1. Tusk jako premier to szansa dla PL ucieczki do przodu. Tusk wrócił do PL z funkcji szefa Rady Europejskiej a to oznacza:
a) kontakty międzynarodowe - może szybko polepszyć pozycję Polski i jej wizerunek w świecie, może wciągnąć Polskę do rozgrywki o sprawy globalne w polskim interesie
b) zna funkcjonowanie struktur europejskich. może zreformować i dostosować polski ustrój i urzędy do rozwiązań europejskich
2. Umrą dwa tematy: symetryzm i "jedna lista opozycji", zaściankowe, chore, wydziwione
3. Schetyna w Senacie spacyfikowany. Nie zagrozi Tuskowi
4. Nie za silna PO nie będzie mogła być arogancka. Powstanie PL2050 zmusiło PO do polepszenia jakości.

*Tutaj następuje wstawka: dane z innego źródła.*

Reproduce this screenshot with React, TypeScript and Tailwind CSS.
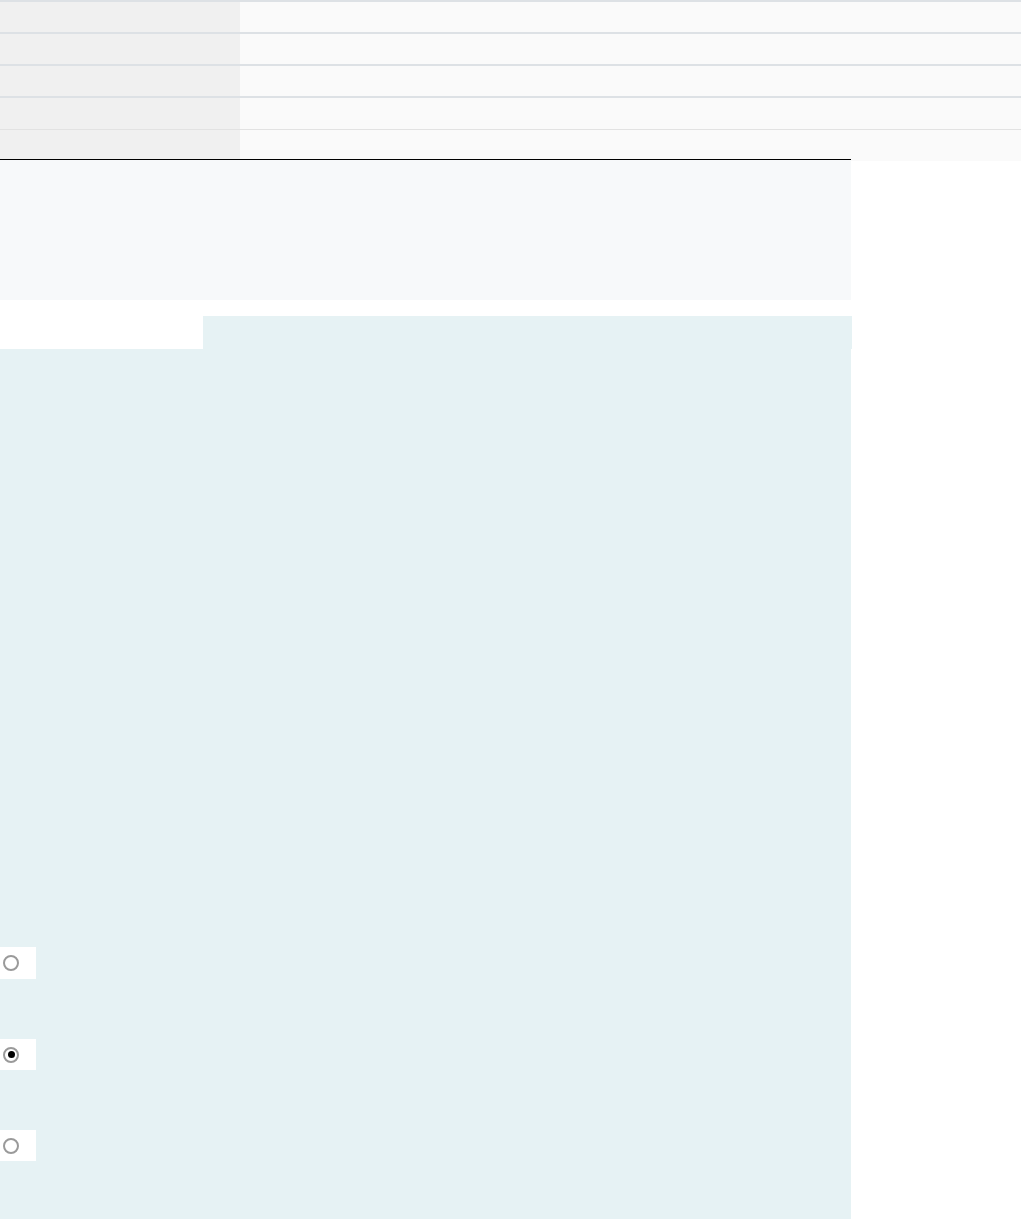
import React from "react";

function Radio({ checked, tall }: { checked?: boolean; tall?: boolean }) {
  return (
    <div
      className={
        tall
          ? "w-[36px] h-[32px] bg-white flex items-center pl-[3px]"
          : "w-[36px] h-[31px] bg-white flex items-center pl-[3px]"
      }
    >
      <div className="w-[16px] h-[16px] rounded-full border-2 border-[#9a9a9a] bg-white flex items-center justify-center">
        {checked && <div className="w-[7px] h-[7px] rounded-full bg-black" />}
      </div>
    </div>
  );
}

export default function App() {
  const rows = [0, 1, 2, 3, 4];
  return (
    <div className="w-full bg-white font-['Liberation_Sans',sans-serif]">
      {/* Tableau du haut */}
      <div className="w-full border-t-2 border-[#dde1e5]">
        {rows.map((r) => (
          <div
            key={r}
            className={
              r < 3
                ? "flex h-[32px] border-b-2 border-[#dde1e5]"
                : r === 3
                ? "flex h-[32px] border-b border-[#e2e2e2]"
                : "flex h-[31px]"
            }
          >
            <div className="w-[240px] bg-[#f0f0f0]" />
            <div className="flex-1 bg-[#fafafa]" />
          </div>
        ))}
      </div>

      {/* Bloc gris */}
      <div className="relative w-[851px] h-[141px] -mt-[2px] border-t border-black bg-[#f7f9fa]" />

      <div className="h-[16px]" />

      {/* Onglet */}
      <div className="flex h-[33px]">
        <div className="w-[203px]" />
        <div className="w-[649px] bg-[#e6f2f4]" />
      </div>

      {/* Bloc principal */}
      <div className="w-[851px] h-[870px] bg-[#e6f2f4] pt-[598px] flex flex-col gap-[60px]">
        <Radio tall />
        <Radio checked />
        <Radio />
      </div>
    </div>
  );
}
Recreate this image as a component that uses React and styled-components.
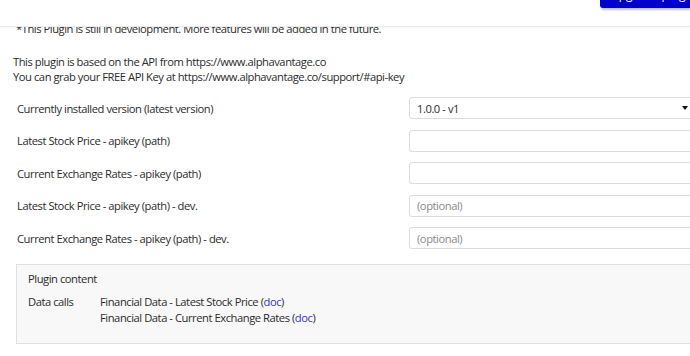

Gdyby obie partie były na jednej liście, PO byłaby partią zgniłą, odrzucającą wyborców
5. Tylko Trzecia Droga uzyskała wynik, który może określić sukcesem. Reszta partii co najmniej niedosyt
6. PO wyprzedziłaby PiS gdyby nie była partią paździerzową, wczorajszą, źle zorganizowaną, nie dążącą do ograniczenia pluralizmu i konkurencji, operującą przestarzałym PR-em
7. Polska potrzebuje "pakietu zachodniego". Wprowadzenia €uro, odblokowania KPO, pełnej akcepracji integracji z UE (wejścia do Europejskiej Prokuratury, akceptacji europejskiego Prawa Autorskiego), czy PAD tego nie zablokuje?
8. Tuskowi było raczej obojętne jaki wynik zdobędzie PO a jaki Polska2050 (byle weszła do Sejmu). Obie partie są podobne i mogą być równie dobrym zapleczem jego i rządu. Konkurencja czyni to zaplecze lepszym jakościowo.